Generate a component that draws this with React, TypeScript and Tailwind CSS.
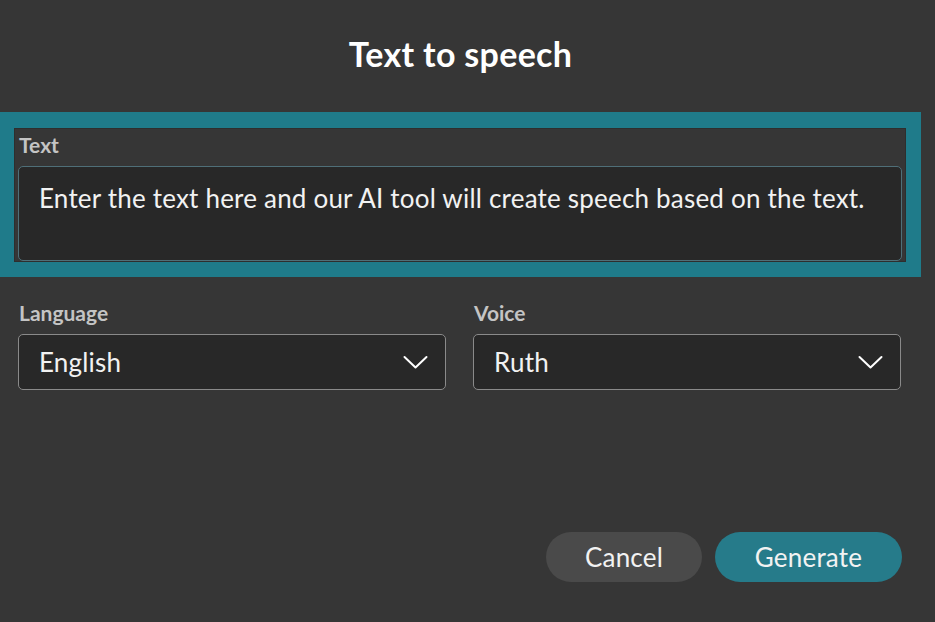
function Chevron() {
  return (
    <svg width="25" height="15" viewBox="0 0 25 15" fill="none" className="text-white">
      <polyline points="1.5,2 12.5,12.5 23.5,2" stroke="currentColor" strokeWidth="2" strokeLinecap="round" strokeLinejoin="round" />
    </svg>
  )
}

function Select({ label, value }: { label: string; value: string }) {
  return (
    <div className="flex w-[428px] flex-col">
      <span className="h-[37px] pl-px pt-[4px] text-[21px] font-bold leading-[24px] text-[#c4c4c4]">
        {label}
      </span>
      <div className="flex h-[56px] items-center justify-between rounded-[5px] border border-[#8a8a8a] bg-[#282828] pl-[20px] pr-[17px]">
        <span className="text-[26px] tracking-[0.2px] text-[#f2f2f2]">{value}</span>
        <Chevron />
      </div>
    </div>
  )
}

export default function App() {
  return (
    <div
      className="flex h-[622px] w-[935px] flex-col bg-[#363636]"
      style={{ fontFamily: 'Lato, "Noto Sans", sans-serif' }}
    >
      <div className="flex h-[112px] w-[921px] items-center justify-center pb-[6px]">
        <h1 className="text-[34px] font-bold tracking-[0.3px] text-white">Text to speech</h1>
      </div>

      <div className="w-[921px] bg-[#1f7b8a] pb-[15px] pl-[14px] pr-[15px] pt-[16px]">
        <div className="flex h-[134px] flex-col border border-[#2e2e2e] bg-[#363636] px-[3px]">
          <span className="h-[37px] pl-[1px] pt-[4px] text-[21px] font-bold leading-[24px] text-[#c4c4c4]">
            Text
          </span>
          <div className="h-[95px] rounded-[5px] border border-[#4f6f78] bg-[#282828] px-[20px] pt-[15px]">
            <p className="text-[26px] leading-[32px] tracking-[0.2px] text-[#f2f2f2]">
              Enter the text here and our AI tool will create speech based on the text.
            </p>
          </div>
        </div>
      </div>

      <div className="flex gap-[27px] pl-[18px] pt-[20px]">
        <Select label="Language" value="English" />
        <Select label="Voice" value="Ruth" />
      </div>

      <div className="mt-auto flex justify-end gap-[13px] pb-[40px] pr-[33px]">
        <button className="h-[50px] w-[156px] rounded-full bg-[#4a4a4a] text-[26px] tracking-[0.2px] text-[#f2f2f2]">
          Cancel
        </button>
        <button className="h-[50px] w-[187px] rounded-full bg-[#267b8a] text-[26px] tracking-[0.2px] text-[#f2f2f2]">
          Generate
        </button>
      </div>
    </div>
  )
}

# # # # #

- **Exercise objective**:
Transcribe the full listing character for character. Pictures are excluded.

- **The output**:
Generate a component that draws this with React, TypeScript and Tailwind CSS.
function Chevron() {
  return (
    <svg width="25" height="15" viewBox="0 0 25 15" fill="none" className="text-white">
      <polyline points="1.5,2 12.5,12.5 23.5,2" stroke="currentColor" strokeWidth="2" strokeLinecap="round" strokeLinejoin="round" />
    </svg>
  )
}

function Select({ label, value }: { label: string; value: string }) {
  return (
    <div className="flex w-[428px] flex-col">
      <span className="h-[37px] pl-px pt-[4px] text-[21px] font-bold leading-[24px] text-[#c4c4c4]">
        {label}
      </span>
      <div className="flex h-[56px] items-center justify-between rounded-[5px] border border-[#8a8a8a] bg-[#282828] pl-[20px] pr-[17px]">
        <span className="text-[26px] tracking-[0.2px] text-[#f2f2f2]">{value}</span>
        <Chevron />
      </div>
    </div>
  )
}

export default function App() {
  return (
    <div
      className="flex h-[622px] w-[935px] flex-col bg-[#363636]"
      style={{ fontFamily: 'Lato, "Noto Sans", sans-serif' }}
    >
      <div className="flex h-[112px] w-[921px] items-center justify-center pb-[6px]">
        <h1 className="text-[34px] font-bold tracking-[0.3px] text-white">Text to speech</h1>
      </div>

      <div className="w-[921px] bg-[#1f7b8a] pb-[15px] pl-[14px] pr-[15px] pt-[16px]">
        <div className="flex h-[134px] flex-col border border-[#2e2e2e] bg-[#363636] px-[3px]">
          <span className="h-[37px] pl-[1px] pt-[4px] text-[21px] font-bold leading-[24px] text-[#c4c4c4]">
            Text
          </span>
          <div className="h-[95px] rounded-[5px] border border-[#4f6f78] bg-[#282828] px-[20px] pt-[15px]">
            <p className="text-[26px] leading-[32px] tracking-[0.2px] text-[#f2f2f2]">
              Enter the text here and our AI tool will create speech based on the text.
            </p>
          </div>
        </div>
      </div>

      <div className="flex gap-[27px] pl-[18px] pt-[20px]">
        <Select label="Language" value="English" />
        <Select label="Voice" value="Ruth" />
      </div>

      <div className="mt-auto flex justify-end gap-[13px] pb-[40px] pr-[33px]">
        <button className="h-[50px] w-[156px] rounded-full bg-[#4a4a4a] text-[26px] tracking-[0.2px] text-[#f2f2f2]">
          Cancel
        </button>
        <button className="h-[50px] w-[187px] rounded-full bg-[#267b8a] text-[26px] tracking-[0.2px] text-[#f2f2f2]">
          Generate
        </button>
      </div>
    </div>
  )
}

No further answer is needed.